### Provided data

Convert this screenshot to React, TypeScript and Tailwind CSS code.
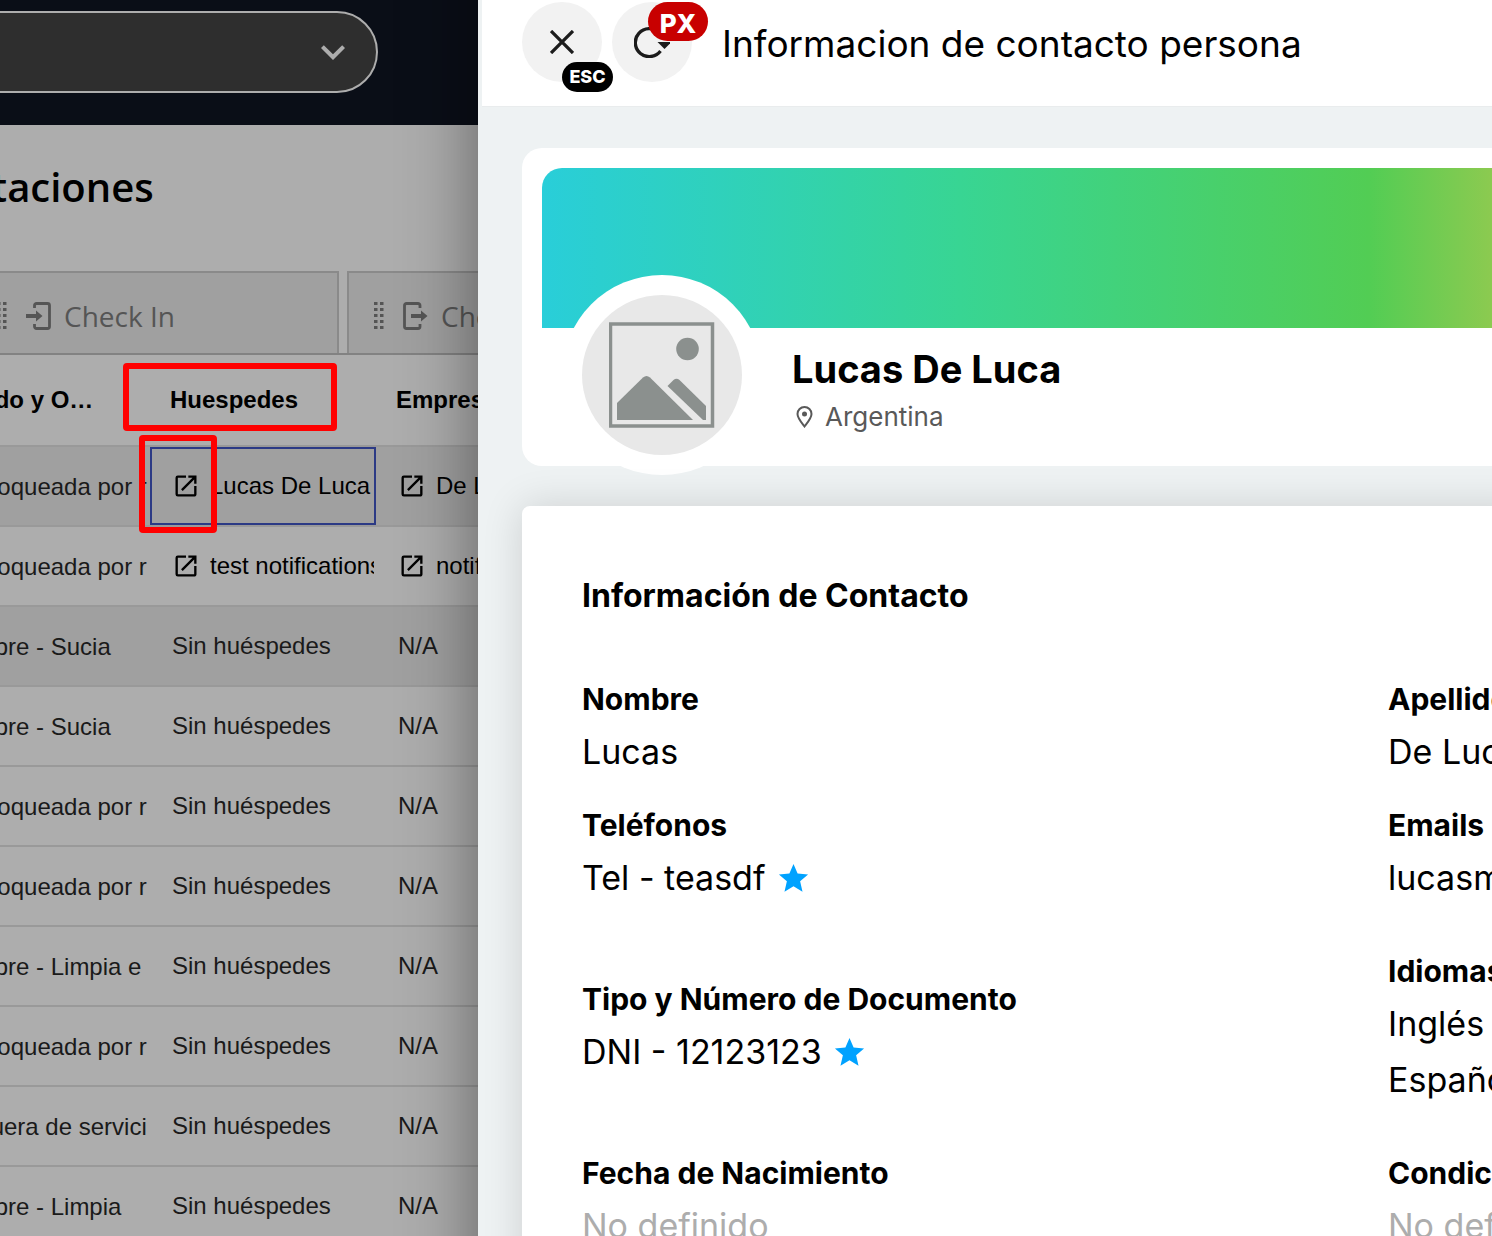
import type { ReactNode } from 'react'
import clsx from 'clsx'
import { MdExpandMore, MdOpenInNew, MdStar } from 'react-icons/md'

type Room = {
  status: string
  guest?: string
  company?: string
  shaded?: boolean
  selected?: boolean
}

const rooms: Room[] = [
  { status: 'Bloqueada por r', guest: 'Lucas De Luca', company: 'De Luca', shaded: true, selected: true },
  { status: 'Bloqueada por r', guest: 'test notifications', company: 'notifications' },
  { status: 'Libre - Sucia', shaded: true },
  { status: 'Libre - Sucia' },
  { status: 'Bloqueada por r' },
  { status: 'Bloqueada por r' },
  { status: 'Libre - Limpia e' },
  { status: 'Bloqueada por r' },
  { status: 'Fuera de servici' },
  { status: 'Libre - Limpia' },
]

type FieldData = { label: string; values: string[]; starred?: boolean; empty?: boolean; spaced?: boolean }

const fields: FieldData[] = [
  { label: 'Nombre', values: ['Lucas'] },
  { label: 'Apellido', values: ['De Luca'] },
  { label: 'Teléfonos', values: ['Tel - teasdf'], starred: true, spaced: true },
  { label: 'Emails', values: ['lucasm'], spaced: true },
  { label: 'Tipo y Número de Documento', values: ['DNI - 12123123'], starred: true, spaced: true },
  { label: 'Idiomas', values: ['Inglés', 'Español'], spaced: true },
  { label: 'Fecha de Nacimiento', values: ['No definido'], empty: true },
  { label: 'Condición', values: ['No definido'], empty: true },
]

function DragDots() {
  return (
    <svg width="11" height="28" viewBox="0 0 11 28" fill="currentColor" aria-hidden="true">
      {[0, 6, 12, 18, 24].map((y) => (
        <g key={y}>
          <rect x="0" y={y} width="3.500" height="3" />
          <rect x="6" y={y} width="3.500" height="3" />
        </g>
      ))}
    </svg>
  )
}

function CheckInIcon() {
  return (
    <svg width="26" height="28" viewBox="0 0 26 28" aria-hidden="true">
      <path d="M8.500 6V3.500a2 2 0 0 1 2-2h11a2 2 0 0 1 2 2v21a2 2 0 0 1-2 2h-11a2 2 0 0 1-2-2V22" fill="none" stroke="currentColor" strokeWidth="2.800" />
      <path d="M0 12h10V8.500l6.500 5.500-6.500 5.500V16H0z" fill="currentColor" />
    </svg>
  )
}

function CheckOutIcon() {
  return (
    <svg width="26" height="28" viewBox="0 0 26 28" aria-hidden="true">
      <path d="M17 6V3.500a2 2 0 0 0-2-2H3.500a2 2 0 0 0-2 2v21a2 2 0 0 0 2 2H15a2 2 0 0 0 2-2V22" fill="none" stroke="currentColor" strokeWidth="2.800" />
      <path d="M8 12h10V8.500l6.500 5.500-6.500 5.500V16H8z" fill="currentColor" />
    </svg>
  )
}

function Tab({ icon, children }: { icon: ReactNode; children: ReactNode }) {
  return (
    <button className="flex h-[82px] w-[369px] shrink-0 items-center border-2 border-b-0 border-[#8a8a8a] bg-[#a0a0a0] pt-[6px] pl-[25px] font-['Open_Sans',sans-serif] text-[28px] text-[#555]">
      <DragDots />
      <span className="ml-[18px]">{icon}</span>
      <span className="ml-3">{children}</span>
    </button>
  )
}

function LinkCell({ children }: { children: ReactNode }) {
  return (
    <a href="#" className="flex items-center gap-[10px] whitespace-nowrap text-black">
      <MdOpenInNew size={28} className="shrink-0" />
      {children}
    </a>
  )
}

function RoomRow({ room }: { room: Room }) {
  const td = 'border-b-2 border-[#999] p-0'
  const cell = 'flex h-[78px] items-center overflow-hidden whitespace-nowrap border-2 pl-5'
  return (
    <tr className={clsx(room.shaded && 'bg-[#a0a0a0]')}>
      <td className={td}>
        <div className="flex h-[78px] items-center whitespace-nowrap pt-[2px] pl-14">{room.status}</div>
      </td>
      <td className={td}>
        <div className={clsx(cell, room.selected ? 'border-[#2c3a85]' : 'border-transparent')}>
          {room.guest ? <LinkCell>{room.guest}</LinkCell> : 'Sin huéspedes'}
        </div>
      </td>
      <td className={td}>
        <div className={clsx(cell, 'border-transparent')}>
          {room.company ? <LinkCell>{room.company}</LinkCell> : 'N/A'}
        </div>
      </td>
    </tr>
  )
}

function RoomsPage() {
  const th = 'h-[92px] border-b-2 border-[#999] p-0 text-left font-bold text-black'
  return (
    <main className="relative w-[478px] shrink-0 overflow-hidden bg-[#adadad]">
      <header className="h-[125px] bg-[#0a0e17] pt-[11px]">
        <div className="relative -ml-12 w-[426px]">
          <select
            aria-label="Hotel"
            className="block h-[82px] w-full appearance-none rounded-full border-2 border-[#adadad] bg-[#2e2e2e]"
          />
          <MdExpandMore size={48} className="pointer-events-none absolute top-[17px] right-[21px] text-[#adadad]" />
        </div>
      </header>
      <h1 className="-ml-[98px] pt-[34px] font-['Open_Sans',sans-serif] text-[40px] leading-[56px] font-semibold text-black">
        Habitaciones
      </h1>
      <div className="-ml-[30px] flex gap-2 pt-14">
        <Tab icon={<CheckInIcon />}>Check In</Tab>
        <Tab icon={<CheckOutIcon />}>Check Out</Tab>
      </div>
      <table className="-ml-20 w-[730px] table-fixed border-separate border-spacing-0 border-t-2 border-[#828282] font-['Liberation_Sans',Arial,sans-serif] text-[24px] text-[#1a1a1a]">
        <thead>
          <tr>
            <th className={clsx(th, 'w-[230px] pl-6')}>Estado y O…</th>
            <th className={clsx(th, 'w-[226px] pl-5')}>Huespedes</th>
            <th className={clsx(th, 'pl-5')}>Empresa</th>
          </tr>
        </thead>
        <tbody>
          {rooms.map((room, i) => (
            <RoomRow key={i} room={room} />
          ))}
        </tbody>
      </table>
      {/* highlights */}
      <div className="absolute top-[363px] left-[123px] h-[68px] w-[214px] rounded-[4px] border-6 border-[#f00]" />
      <div className="absolute top-[435px] left-[139px] h-[98px] w-[78px] rounded-[4px] border-6 border-[#f00]" />
    </main>
  )
}

function PanelHeader() {
  return (
    <header className="ml-1 flex h-[107px] items-start border-b border-[#e9eced] bg-white pt-[2px] pl-10">
      <button aria-label="Cerrar" className="relative flex size-20 items-center justify-center rounded-full bg-[#f2f2f2]">
        <svg width="24" height="24" viewBox="0 0 24 24" stroke="#1c1c1c" strokeWidth="3.300" aria-hidden="true">
          <path d="M1 1l22 22M23 1L1 23" />
        </svg>
        <span className="absolute top-[60px] left-10 flex h-[30px] w-[51px] items-center justify-center rounded-full bg-black pb-[2px] text-[18px] font-extrabold text-white">
          ESC
        </span>
      </button>
      <button aria-label="Recargar" className="relative ml-[10px] flex size-20 items-center justify-center rounded-full bg-[#f2f2f2]">
        <svg width="36" height="32" viewBox="0 0 36 32" fill="none" aria-hidden="true">
          <path d="M25 6.500A14 14 0 1 0 26.500 25" stroke="#1c1c1c" strokeWidth="3.300" />
          <path d="M23.500 16h14L30.500 23z" fill="#1c1c1c" />
        </svg>
        <span className="absolute top-0 left-9 flex h-[39px] w-[60px] items-center justify-center rounded-full bg-[#c80000] pt-1 text-[26px] font-extrabold text-white">
          PX
        </span>
      </button>
      <h2 className="ml-[30px] pt-3 text-[37px] leading-[60px] whitespace-nowrap text-black">
        Informacion de contacto persona
      </h2>
    </header>
  )
}

function ProfileCard() {
  return (
    <section className="rounded-l-[20px] bg-white pt-5 pl-5">
      <div className="h-40 rounded-tl-[20px] bg-[linear-gradient(90deg,#29ced9_0%,#38d593_44%,#52cd54_87%,#8cca50_100%)]" />
      <div className="flex h-[138px] pl-5">
        <div className="-mt-[53px] flex size-[200px] shrink-0 items-center justify-center rounded-full bg-white">
          <div className="flex size-40 items-center justify-center rounded-full bg-[#e8e8e8]">
            <svg width="106" height="106" viewBox="0 0 106 106" fill="#8b908e" aria-hidden="true">
              <rect x="1.500" y="2" width="102" height="102" fill="none" stroke="#8b908e" strokeWidth="3.500" />
              <circle cx="78.500" cy="27" r="11.300" />
              <path d="M8 81L34 55.500q3.500-3 7 0L84 98H8z" />
              <path d="M58.500 64l6-6q3-2.500 6 0L97 84v14h-3z" />
            </svg>
          </div>
        </div>
        <div className="ml-[30px] pt-[15px]">
          <h3 className="text-[38px] leading-[52px] font-bold whitespace-nowrap text-black">Lucas De Luca</h3>
          <p className="flex items-center gap-3 pl-1 text-[26px] leading-[44px] text-[#595959]">
            <svg width="17" height="22" viewBox="0 0 17 22" aria-hidden="true">
              <path d="M8.500 20.500C5 16 1.500 12 1.500 8a7 7 0 0 1 14 0c0 4-3.500 8-7 12.500z" fill="none" stroke="currentColor" strokeWidth="2" />
              <circle cx="8.500" cy="8" r="2.500" fill="currentColor" />
            </svg>
            Argentina
          </p>
        </div>
      </div>
    </section>
  )
}

function Field({ field }: { field: FieldData }) {
  return (
    <div className={clsx('whitespace-nowrap', field.spaced && 'mb-5')}>
      <dt className="text-[30px] leading-[50px] font-bold text-black">{field.label}</dt>
      {field.values.map((value) => (
        <dd
          key={value}
          className={clsx('flex items-center gap-[10px] text-[34px] leading-[56px]', field.empty ? 'text-[#adadad]' : 'text-black')}
        >
          {value}
          {field.starred && <MdStar size={35} className="text-[#00a2ff]" />}
        </dd>
      ))}
    </div>
  )
}

function ContactPanel() {
  return (
    <aside className="min-w-0 flex-1 overflow-hidden bg-[#eef2f3] font-[Inter,sans-serif]">
      <PanelHeader />
      <div className="flex flex-col gap-10 pt-[41px] pl-11">
        <ProfileCard />
        <section className="-mr-10 rounded-l-lg bg-white pt-[66px] pb-16 pl-[60px] shadow-[0_0_40px_rgba(0,0,0,0.14)]">
          <h3 className="mb-[54px] text-[32px] leading-[48px] font-bold text-black">Información de Contacto</h3>
          <dl className="grid grid-cols-[806px_1fr] items-center gap-y-5">
            {fields.map((field) => (
              <Field key={field.label} field={field} />
            ))}
          </dl>
        </section>
      </div>
    </aside>
  )
}

export default function App() {
  return (
    <div className="flex h-screen overflow-hidden">
      <RoomsPage />
      {/* runs past both window edges so the side shadow stays even */}
      <div className="relative z-10 -my-20 flex min-w-0 flex-1 py-20 shadow-[0_0_70px_rgba(0,0,0,0.45)]">
        <ContactPanel />
      </div>
    </div>
  )
}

######

■ Problem details ■
Give again, exactly, the lines from the start of the data through the one holding "string; values: string[];"; omit the pictures.

■ Result ■
Convert this screenshot to React, TypeScript and Tailwind CSS code.
import type { ReactNode } from 'react'
import clsx from 'clsx'
import { MdExpandMore, MdOpenInNew, MdStar } from 'react-icons/md'

type Room = {
  status: string
  guest?: string
  company?: string
  shaded?: boolean
  selected?: boolean
}

const rooms: Room[] = [
  { status: 'Bloqueada por r', guest: 'Lucas De Luca', company: 'De Luca', shaded: true, selected: true },
  { status: 'Bloqueada por r', guest: 'test notifications', company: 'notifications' },
  { status: 'Libre - Sucia', shaded: true },
  { status: 'Libre - Sucia' },
  { status: 'Bloqueada por r' },
  { status: 'Bloqueada por r' },
  { status: 'Libre - Limpia e' },
  { status: 'Bloqueada por r' },
  { status: 'Fuera de servici' },
  { status: 'Libre - Limpia' },
]

type FieldData = { label: string; values: string[]; starred?: boolean; empty?: boolean; spaced?: boolean }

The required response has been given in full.